Published in the New Hampshire Business Review, NHBR Tech newsletter, and the New Hampshire High Tech Council newsletter
In its earliest stages of development, a startup company typically relies on funding from its founders, along with friends and family willing to contribute to the emerging business venture. As the startup grows, it will usually require additional funding and accordingly seeks larger investments through a seed financing round with angel investors or startup incubator programs – often through convertible note or SAFE debt financing arrangements. As the emerging company continues to scale its business, it will often need substantially more capital than the amount raised during any seed rounds. At this point, it may seek funding from venture capital funds and other institutional investors through a Series A preferred stock financing round.
Generally structured as a preferred stock offering, the company’s Series A equity offering will provide investors with certain preferential rights. The following rights are representative of those commonly extended to preferred stockholders and is not intended to be an exhaustive list of such rights.
- Liquidation Preferences. In the event of a liquidation event, such as a merger or sale of the company, investors with a liquidation preference have the right to receive a return of their capital (or a multiple thereof) before the company distributes any return to holders of common stock.
- Dividend Preferences. Dividends are distributed to preferred stockholders before being issued to holders of common stock.

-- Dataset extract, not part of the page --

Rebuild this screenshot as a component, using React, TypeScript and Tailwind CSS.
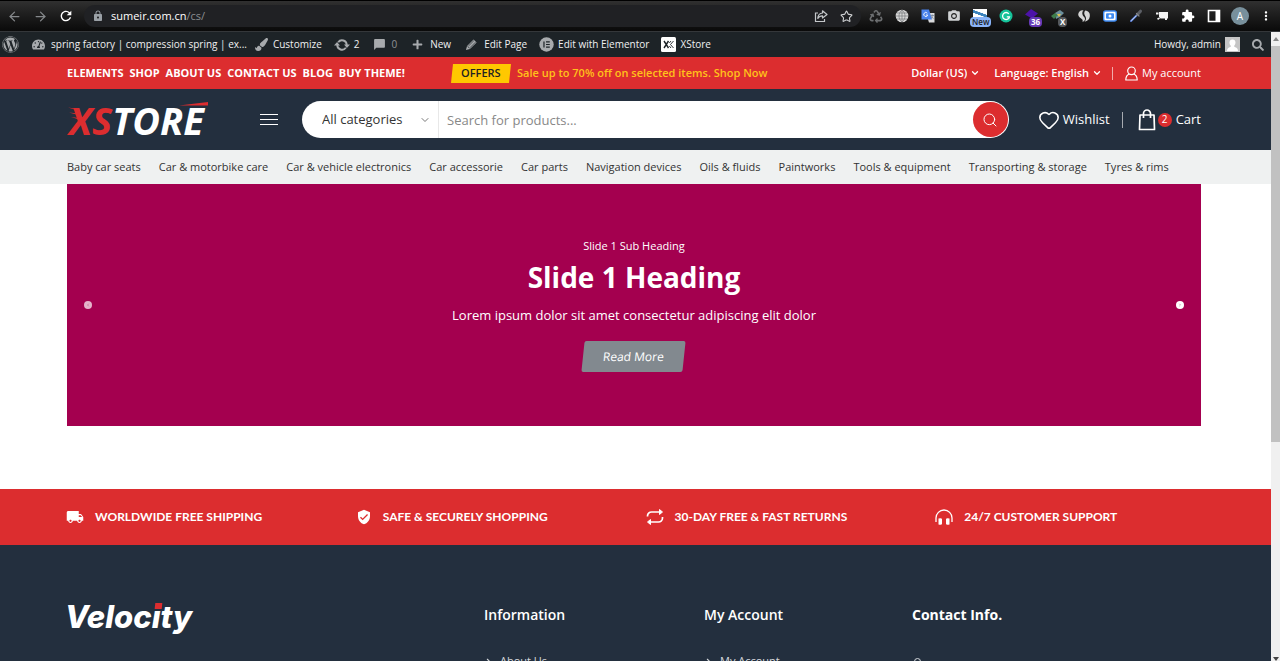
import React, { useState } from "react";
import clsx from "clsx";
import {
  ArrowLeft,
  ArrowRight,
  ChevronDown,
  ChevronRight,
  Heart,
  Search,
  Star,
} from "lucide-react";
import {
  FaWordpress,
  FaTachometerAlt,
  FaPaintBrush,
  FaPlus,
  FaRecycle,
  FaSearch,
} from "react-icons/fa";
import {
  MdCameraAlt,
  MdExtension,
  MdLocalShipping,
  MdLock,
  MdModeComment,
  MdMoreVert,
  MdRefresh,
  MdVerifiedUser,
} from "react-icons/md";

const mainLinks = ["ELEMENTS", "SHOP", "ABOUT US", "CONTACT US", "BLOG", "BUY THEME!"];

const categories = [
  "Baby car seats",
  "Car & motorbike care",
  "Car & vehicle electronics",
  "Car accessorie",
  "Car parts",
  "Navigation devices",
  "Oils & fluids",
  "Paintworks",
  "Tools & equipment",
  "Transporting & storage",
  "Tyres & rims",
];

const container = "pl-[67px] pr-[70px]";

const ShareIcon = () => (
  <svg viewBox="0 0 14 14" className="h-[14px] w-[14px]" fill="none" stroke="#c4c7ca" strokeWidth="1.2">
    <path d="M4 4H1.5v8.5h9V10" />
    <path d="M8.5 1.8 13 5.5 8.5 9V6.8C6.2 6.8 4.8 7.6 3.8 9.4 4 6.2 5.6 4.2 8.5 4z" strokeLinejoin="round" />
  </svg>
);

const GlobeIcon = () => (
  <svg viewBox="0 0 14 14" className="h-[14px] w-[14px]">
    <circle cx="7" cy="7" r="6.3" fill="#d6d6d6" />
    <path
      d="M7 1v12M1 7h12M2 4h10M2 10h10M7 1C3 4 3 10 7 13M7 1c4 3 4 9 0 12"
      fill="none"
      stroke="#77797b"
      strokeWidth=".7"
    />
  </svg>
);

const TranslateIcon = () => (
  <svg viewBox="0 0 14 14" className="h-[14px] w-[14px]">
    <path d="M5 4h8.5v9.5H8z" fill="#d9dadc" />
    <path d="M.5.5H8l3 10H.5z" fill="#4a82ec" />
    <path d="M6.3 4.2A2 2 0 1 0 6.7 6H5" fill="none" stroke="#fff" strokeWidth=".9" />
    <path d="M9.5 6.5h3.5M11.3 5.5v1c0 1.5-.6 2.5-1.3 3M10.5 7.5c.5 1 1.2 1.6 2 2" fill="none" stroke="#6c7a90" strokeWidth=".7" />
  </svg>
);

const GrammarIcon = () => (
  <svg viewBox="0 0 14 14" className="h-[14px] w-[14px]">
    <circle cx="7" cy="7" r="6.5" fill="#15c39a" />
    <path d="M9.8 4.8A3.5 3.5 0 1 0 10.5 7.8H7.8" fill="none" stroke="#fff" strokeWidth="1.3" />
  </svg>
);

const SpiralIcon = () => (
  <svg viewBox="0 0 14 14" className="h-[14px] w-[14px]" fill="#d5d5d5">
    <path d="M6.5 1.2C3.4.8 1.2 3 1.2 5.5S3.5 9 5 10.3c.9.8.8 1.7.4 2.4C8.5 12.3 8.6 9.5 7 7.8 5.3 6 4.5 3.5 6.5 1.2z" />
    <path d="M8.3 1.5c3.4.3 5 3 4.5 6-.4 2.8-2.3 4.8-5.3 5.2 2-2 1.8-4.2.7-5.8-1.2-1.7-1.4-3.700.1-5.4z" />
  </svg>
);

const CaptureIcon = () => (
  <svg viewBox="0 0 14 14" className="h-[14px] w-[14px]">
    <rect x=".7" y="2" width="12.6" height="10" rx="2" fill="#fff" stroke="#3f8cf4" strokeWidth="1.4" />
    <rect x="3" y="4.3" width="8" height="5.5" rx="1" fill="#3f8cf4" />
    <circle cx="7" cy="7" r="1.5" fill="#fff" />
  </svg>
);

const DropperIcon = () => (
  <svg viewBox="0 0 14 14" className="h-[14px] w-[14px]" strokeLinecap="round">
    <path d="M2 12 8 6" stroke="#5c80d8" strokeWidth="2" />
    <path d="m2.5 11.5 5-5" stroke="#dfe6f7" strokeWidth=".7" />
    <path d="m8.5 5.5 3-3.3" stroke="#5c5f66" strokeWidth="3" />
    <path d="m7.5 4.5 2.5 2.5" stroke="#82868c" strokeWidth="1.2" />
  </svg>
);

const CartoonIcon = () => (
  <svg viewBox="0 0 14 14" className="h-[14px] w-[14px]">
    <path d="M4 3h9v6.5H5.5L4 8z" fill="#f2f2f2" />
    <path d="M1 3.5h2.5v2H1zM2 9.5l2-1 1 1-2 1.5zM10 9h2v2h-2z" fill="#f2f2f2" />
  </svg>
);

const SidePanelIcon = () => (
  <svg viewBox="0 0 14 14" className="h-[14px] w-[14px]">
    <path d="M1.5 1.5h11v11h-11z" fill="none" stroke="#fff" strokeWidth="1.6" />
    <path d="M8.5 1.5h4v11h-4z" fill="#fff" />
  </svg>
);

const UpdatesIcon = () => (
  <svg viewBox="0 0 16 14" className="h-[14px] w-4">
    <path d="M4.2 4.2A4.7 4.7 0 0 1 12.7 7M11.8 9.8A4.7 4.7 0 0 1 3.3 7" fill="none" stroke="#a7aaad" strokeWidth="1.9" />
    <path d="M10 6.5h6L12.9 10zM0 7.5h6L3.1 4z" fill="#a7aaad" />
  </svg>
);

const CommentIcon = () => <MdModeComment className="h-[13px] w-[13px] -scale-x-100 text-[#a7aaad]" />;

const PencilIcon = () => (
  <svg viewBox="0 0 14 14" className="h-[13px] w-[13px]">
    <path d="m1 13 1.2-4.3 7-7.2 3.3 3.3-7.2 7z" fill="#a7aaad" />
    <path d="m3.6 8.8 6-6M5.3 10.5l6-6M2.7 9l2.3 2.3" stroke="#1d2327" strokeWidth=".7" />
  </svg>
);

const ElementorIcon = () => (
  <svg viewBox="0 0 16 16" className="h-[15px] w-[15px]">
    <circle cx="8" cy="8" r="7.7" fill="#a7aaad" />
    <path d="M5.3 4.7v6.6M7.5 5.3h4M7.5 8h4M7.5 10.7h4" stroke="#1d2327" strokeWidth="1.3" />
  </svg>
);

const XStoreIcon = () => (
  <svg viewBox="0 0 15 15" className="h-[15px] w-[15px]">
    <rect width="15" height="15" rx="1.5" fill="#fff" />
    <path d="m3 4 4.5 7M7.5 4 3 11" stroke="#1d2327" strokeWidth="1.4" />
    <path d="M12.5 4 9.5 7.5l3 3.5M10 4 8.3 6M8.3 9l1.7 2" fill="none" stroke="#1d2327" strokeWidth=".9" />
  </svg>
);

const UserIcon = () => (
  <svg viewBox="0 0 13 15" className="h-[15px] w-[13px]" fill="none" stroke="#fff" strokeWidth="1.2" strokeLinejoin="round">
    <circle cx="6.5" cy="4.8" r="3.8" />
    <path d="M4.3 8C2 8.8.8 10.8.8 14h11.4c0-3.2-1.2-5.2-3.5-6" />
  </svg>
);

const BagIcon = () => (
  <svg viewBox="0 0 18 22" className="h-[22px] w-[18px]" fill="none" stroke="#fff" strokeWidth="1.7" strokeLinejoin="round">
    <path d="M2 6h14l.5 14.5h-15z" />
    <path d="M5.5 9V4.5a3.5 3.5 0 0 1 7 0V9" />
  </svg>
);

const RepeatIcon = () => (
  <svg viewBox="0 0 18 18" className="h-[18px] w-[18px]" fill="none" stroke="#fff" strokeWidth="1.7" strokeLinejoin="round">
    <path d="M1.5 8.5V8a4 4 0 0 1 4-4H15M16.5 9v1a4 4 0 0 1-4 4H3" />
    <path d="M13.5 1.5 16.5 4l-3 2.5zM4.5 11.5l-3 2.5 3 2.5z" fill="#fff" strokeWidth="1" />
  </svg>
);

const HeadphonesIcon = () => (
  <svg viewBox="0 0 18 18" className="h-[18px] w-[18px]">
    <path d="M1 14V10a8 8 0 0 1 16 0v4" fill="none" stroke="#fff" strokeWidth="1.3" />
    <path d="M3.5 10.5q3.5-.8 3.5.8v4.4q0 1.6-3.5.8zM14.5 10.5q-3.5-.8-3.5.8v4.4q0 1.6 3.5.8z" fill="#fff" />
  </svg>
);

const BrowserBar: React.FC = () => (
  <div className="flex h-8 shrink-0 items-center border-t border-b border-t-black border-b-[#34373a] bg-gradient-to-b from-[#303030] to-[#0a0a0a] text-[#d0d2d4]">
    <button aria-label="Back" className="ml-[7px] text-[#85888b]">
      <ArrowLeft className="h-[15px] w-[15px]" strokeWidth={2} />
    </button>
    <button aria-label="Forward" className="ml-[11px] text-[#85888b]">
      <ArrowRight className="h-[15px] w-[15px]" strokeWidth={2} />
    </button>
    <button aria-label="Reload" className="ml-[10px] text-white">
      <MdRefresh className="h-4 w-4" />
    </button>
    <div className="ml-[10px] flex h-[22px] flex-1 items-center rounded-full bg-[#202124] pr-2 pl-2">
      <MdLock className="h-3 w-3 text-[#9aa0a6]" />
      <span className="ml-[7px] flex-1 text-[11px] text-white">
        sumeir.com.cn<span className="text-[#8b8e91]">/cs/</span>
      </span>
      <div className="flex items-center gap-3">
        <ShareIcon />
        <Star className="h-[13px] w-[13px]" />
      </div>
    </div>
    <div className="mr-[7px] ml-2 flex items-center gap-3">
      <FaRecycle className="h-[13px] w-[14px] text-[#6d6f71]" />
      <GlobeIcon />
      <TranslateIcon />
      <MdCameraAlt className="h-[14px] w-[14px]" />
      <span className="relative h-[14px] w-[14px] bg-[linear-gradient(200deg,#fff_30%,#3b83bd_32%,#3b83bd_45%,#fff_47%)]">
        <span className="absolute top-[8px] -left-[3px] rounded-sm bg-[#8ab4f8] px-[2px] text-[8px] leading-[10px] font-semibold text-[#202124]">
          New
        </span>
      </span>
      <GrammarIcon />
      <span className="relative h-[14px] w-[14px]">
        <svg viewBox="0 0 14 14" className="h-[14px] w-[14px]">
          <path d="m6 0 7 4.5-6 5L0 5.5z" fill="#4c12a8" />
        </svg>
        <span className="absolute top-[8px] left-[4px] rounded-sm bg-[#673ab7] px-[2px] text-[8px] leading-[10px] font-bold text-white">36</span>
      </span>
      <span className="relative h-[14px] w-[14px]">
        <svg viewBox="0 0 14 14" className="h-[14px] w-[14px]">
          <path d="m4 4 5-3 4 3-4 4-4 2z" fill="#6b8f9c" />
          <path d="M0 7l4-3 3 2-4 4z" fill="#3e7d4c" />
          <path d="M6 5h4l-2 3z" fill="#e2c253" />
        </svg>
        <span className="absolute top-[8px] left-[7px] rounded-sm bg-[#56595c] px-[2px] text-[8px] leading-[10px] font-bold text-white">X</span>
      </span>
      <SpiralIcon />
      <CaptureIcon />
      <DropperIcon />
      <CartoonIcon />
      <MdExtension className="h-[14px] w-[14px] text-white" />
      <SidePanelIcon />
      <span className="-mx-[2px] flex h-[18px] w-[18px] items-center justify-center rounded-full bg-[#78909c] text-[10px] text-white">
        A
      </span>
      <button aria-label="Menu">
        <MdMoreVert className="h-4 w-[14px] text-white" />
      </button>
    </div>
  </div>
);

const AdminBar: React.FC = () => (
  <div className="flex h-[25px] shrink-0 items-center bg-[#1d2327] text-[10px] text-[#f0f0f1]">
    <a href="#" aria-label="WordPress" className="ml-[2px]">
      <FaWordpress className="h-[17px] w-[17px] text-[#a7aaad]" />
    </a>
    <a href="#" className="ml-[13px] flex items-center gap-[6px]">
      <FaTachometerAlt className="h-[13px] w-[13px] text-[#a7aaad]" />
      spring factory | compression spring | ex...
    </a>
    <a href="#" className="ml-2 flex items-center gap-[5px]">
      <FaPaintBrush className="h-[13px] w-[13px] text-[#a7aaad]" />
      Customize
    </a>
    <a href="#" className="ml-3 flex items-center gap-1">
      <UpdatesIcon />2
    </a>
    <a href="#" className="ml-[13px] flex items-center gap-[6px] text-[#8f9296]">
      <CommentIcon />0
    </a>
    <a href="#" className="ml-[15px] flex items-center gap-[7px]">
      <FaPlus className="h-[11px] w-[11px] text-[#a7aaad]" />
      New
    </a>
    <a href="#" className="ml-[14px] flex items-center gap-[6px]">
      <PencilIcon />
      Edit Page
    </a>
    <a href="#" className="ml-3 flex items-center gap-1">
      <ElementorIcon />
      Edit with Elementor
    </a>
    <a href="#" className="ml-3 flex items-center gap-1">
      <XStoreIcon />
      XStore
    </a>
    <a href="#" className="ml-auto flex items-center gap-1">
      Howdy, admin
      <svg viewBox="0 0 15 15" className="h-[15px] w-[15px]">
        <path d="M0 0h15v15H0z" fill="#c5c5c5" />
        <path d="M7.5 2.5c4 0 3.5 5 1.5 6.5 0 1.5 4 1 4 5H2c0-4 4-3.5 4-5C4 7.5 3.5 2.5 7.5 2.5z" fill="#fff" />
      </svg>
    </a>
    <button aria-label="Search site" className="mr-[7px] ml-3">
      <FaSearch className="h-3 w-3 text-[#a7aaad]" />
    </button>
  </div>
);

const TopBar: React.FC = () => (
  <div className={clsx(container, "flex h-8 shrink-0 items-center bg-[#dc2d2f] text-[11px] text-white")}>
    <nav className="flex w-[385px] gap-[6px] font-bold">
      {mainLinks.map((link) => (
        <a key={link} href="#" className="whitespace-nowrap">
          {link}
        </a>
      ))}
    </nav>
    <span className="flex h-[19px] w-[58px] -skew-x-6 items-center justify-center bg-[#ffc800]">
      <span className="skew-x-6 font-semibold text-[#222]">OFFERS</span>
    </span>
    <a href="#" className="ml-[7px] font-semibold text-[#ffc21a]">
      Sale up to 70% off on selected items. Shop Now
    </a>
    <div className="ml-auto flex items-center font-semibold">
      <label className="flex items-center gap-[3px]">
        <select aria-label="Currency" className="appearance-none field-sizing-content">
          <option>Dollar (US)</option>
        </select>
        <ChevronDown className="h-[10px] w-[10px]" strokeWidth={3} />
      </label>
      <label className="ml-[14px] flex items-center gap-[3px]">
        <select aria-label="Language" className="appearance-none field-sizing-content">
          <option>Language: English</option>
        </select>
        <ChevronDown className="h-[10px] w-[10px]" strokeWidth={3} />
      </label>
      <span className="mr-3 ml-[10px] h-[13px] w-px bg-white/60" />
      <a href="#" className="flex items-center gap-1 font-medium">
        <UserIcon />
        My account
      </a>
    </div>
  </div>
);

const Logo: React.FC = () => (
  <a href="#" className="relative w-[141px] pl-[2px] text-[38px] leading-[36px] font-bold whitespace-nowrap text-white italic">
    <span className="text-[#dc2d2f]">XS</span>TORE
    <svg viewBox="0 0 141 36" className="absolute top-0 left-0 h-9 w-[141px]">
      <path d="M112 3.5 141 0v3.5z" fill="#dc2d2f" />
      <path d="m1 5.500 10 1.500v1.500zM2 10.500l9 1v1.500zM4 15l8 1v1.500z" fill="#dc2d2f" />
    </svg>
  </a>
);

const Header: React.FC = () => {
  const [query, setQuery] = useState("");

  return (
    <header className={clsx(container, "flex h-[61px] shrink-0 items-center bg-[#232f3e] text-[13px] font-medium text-white")}>
      <Logo />
      <button aria-label="Open menu" className="ml-[52px] flex w-[18px] flex-col gap-1">
        <span className="h-px bg-white" />
        <span className="h-px bg-white" />
        <span className="h-px bg-white" />
      </button>
      <form
        onSubmit={(e) => e.preventDefault()}
        className="ml-6 flex h-[37px] min-w-0 flex-1 items-center rounded-full bg-white pl-5 text-[13px] font-normal"
      >
        <select aria-label="Category" className="w-[97px] appearance-none text-[#333]">
          <option>All categories</option>
        </select>
        <ChevronDown className="pointer-events-none h-3 w-3 text-[#777]" />
        <span className="ml-[7px] h-full w-px bg-[#e8e8e8]" />
        <input
          type="text"
          aria-label="Search for products"
          placeholder="Search for products..."
          value={query}
          onChange={(e) => setQuery(e.target.value)}
          className="h-full min-w-0 flex-1 pl-2 text-[#333] outline-none placeholder:text-[#888]"
        />
        <button
          type="submit"
          aria-label="Search"
          className="mr-px flex h-[35px] w-[35px] items-center justify-center rounded-full bg-[#dc2d2f] text-white"
        >
          <Search className="h-4 w-4" strokeWidth={1.5} />
        </button>
      </form>
      <a href="#" className="ml-[29px] flex items-center gap-[3px]">
        <Heart className="h-[22px] w-[22px]" strokeWidth={1.7} />
        Wishlist
      </a>
      <span className="mx-3 h-4 w-px bg-white/60" />
      <a href="#" className="ml-[3px] flex items-center">
        <BagIcon />
        <span className="mr-1 ml-[2px] flex h-[14px] w-[14px] items-center justify-center rounded-full bg-[#dc2d2f] text-[10px] font-normal">
          2
        </span>
        Cart
      </a>
    </header>
  );
};

const CategoryNav: React.FC = () => (
  <nav className={clsx(container, "flex h-[34px] shrink-0 items-center gap-[18px] bg-[#eff1f1] text-[11px] text-[#333]")}>
    {categories.map((category) => (
      <a key={category} href="#" className="whitespace-nowrap">
        {category}
      </a>
    ))}
  </nav>
);

const Slider: React.FC = () => (
  <section className={clsx(container, "shrink-0 bg-white pb-[63px]")}>
    <div className="flex h-[242px] items-center justify-between bg-[#a4004f] px-[17px] text-white">
      <button aria-label="Previous slide" className="flex h-2 w-2 items-center justify-center rounded-full bg-white/70 text-[#a4004f]">
        <ChevronRight className="h-1 w-1 rotate-180" />
      </button>
      <div className="flex flex-col items-center">
        <p className="text-[11px] leading-4">Slide 1 Sub Heading</p>
        <h2 className="mt-[3px] text-[28px] leading-10 font-bold">Slide 1 Heading</h2>
        <p className="mt-2 text-[13px] leading-5">Lorem ipsum dolor sit amet consectetur adipiscing elit dolor</p>
        <a
          href="#"
          className="mt-4 flex h-[31px] w-[101px] -skew-x-6 items-center justify-center rounded-xs bg-[#82898f] text-xs font-medium"
        >
          Read More
        </a>
      </div>
      <button aria-label="Next slide" className="flex h-2 w-2 items-center justify-center rounded-full bg-white text-[#a4004f]">
        <ChevronRight className="h-1 w-1" />
      </button>
    </div>
  </section>
);

const features = [
  { icon: <MdLocalShipping className="h-[18px] w-[18px]" />, label: "WORLDWIDE FREE SHIPPING" },
  { icon: <MdVerifiedUser className="h-4 w-4" />, label: "SAFE & SECURELY SHOPPING" },
  { icon: <RepeatIcon />, label: "30-DAY FREE & FAST RETURNS" },
  { icon: <HeadphonesIcon />, label: "24/7 CUSTOMER SUPPORT" },
];

const Features: React.FC = () => (
  <section className="shrink-0 bg-[#dc2d2f] pl-[66px] pr-[46px] text-white">
    <ul className="grid h-14 grid-cols-4 items-center font-['Lato',sans-serif] text-xs font-bold">
      {features.map(({ icon, label }) => (
        <li key={label} className="flex items-center gap-[11px] whitespace-nowrap">
          {icon}
          {label}
        </li>
      ))}
    </ul>
  </section>
);

const Footer: React.FC = () => (
  <footer className={clsx(container, "shrink-0 bg-[#232f3e] pt-[58px] pb-10 text-[11px] text-[#d5d8dc]")}>
    <div className="grid grid-cols-[417px_220px_208px_1fr] items-start">
      <a href="#" className="-ml-[2px] font-['Inter',sans-serif] text-[31px] leading-7 font-extrabold text-white italic">
        Veloc
        <span className="relative">
          i<span className="absolute top-[5px] left-[3px] h-[6px] w-[7px] -skew-x-6 bg-[#dc2d2f]" />
        </span>
        ty
      </a>
      <div>
        <h3 className="text-sm leading-6 font-semibold text-white">Information</h3>
        <a href="#" className="mt-[26px] flex items-center gap-[7px]">
          <ChevronRight className="h-[9px] w-[9px]" strokeWidth={3} />
          About Us
        </a>
      </div>
      <div>
        <h3 className="text-sm leading-6 font-semibold text-white">My Account</h3>
        <a href="#" className="mt-[26px] flex items-center gap-[7px]">
          <ChevronRight className="h-[9px] w-[9px]" strokeWidth={3} />
          My Account
        </a>
      </div>
      <div>
        <h3 className="text-sm leading-6 font-bold text-white">Contact Info.</h3>
        <span className="mt-[31px] ml-[2px] block h-2 w-[7px] rounded-full border border-[#d5d8dc]" />
      </div>
    </div>
  </footer>
);

const Scrollbar = () => (
  <div aria-hidden="true" className="flex w-[9px] shrink-0 flex-col items-center bg-[#f0f0f0]">
    <span className="mt-[5px] border-x-3 border-b-4 border-x-transparent border-b-[#888]" />
    <span className="mt-[5px] h-[63%] w-full bg-[#c1c1c1]" />
    <span className="mt-auto border-x-3 border-t-4 border-x-transparent border-t-[#444]" />
  </div>
);

const App: React.FC = () => {
  return (
    <div className="flex h-screen flex-col overflow-hidden bg-white font-['Open_Sans',sans-serif]">
      <BrowserBar />
      <div className="flex min-h-0 flex-1">
        <div className="flex min-w-0 flex-1 flex-col overflow-hidden">
          <AdminBar />
          <TopBar />
          <Header />
          <CategoryNav />
          <Slider />
          <Features />
          <Footer />
        </div>
        <Scrollbar />
      </div>
    </div>
  );
};

export default App;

- Board seat. In certain cases, preferred stockholders may have the right to a board seat in order to influence and assist the further development of the company.
- Anti-Dilution Protection. Preferred stockholders will nearly always seek anti-dilution protection to guard against their shares being diluted by the subsequent sale of shares of stock at a price per share less than the price they paid during the Series A round.
- Right of First Offer. Preferred stockholders often try to negotiate a right of first offer to invest in later rounds to maintain or increase their stake in the company during various rounds of financing.
Regardless of the rights conferred to investors through the Series A preferred stock offering, it is critical that the startup not lose sight of the big picture and continue to keep its business and corporate house in order. Perhaps most important for the company is that it properly value itself at the outset of the fundraising process. A valuation too high can stymie fundraising effort,, while a valuation too low will dilute the equity of founders, employees, and early stage investors. Compliance with federal and state securities laws is an equally important consideration that should always be on the company’s radar during any debt or equity offerings, whether at the Series A financing round or otherwise. Raising capital at the Series A stage implicates a host of other legal considerations, including compliance with corporate formalities, upkeep of corporate governance documents, and careful maintenance of the company’s capitalization table.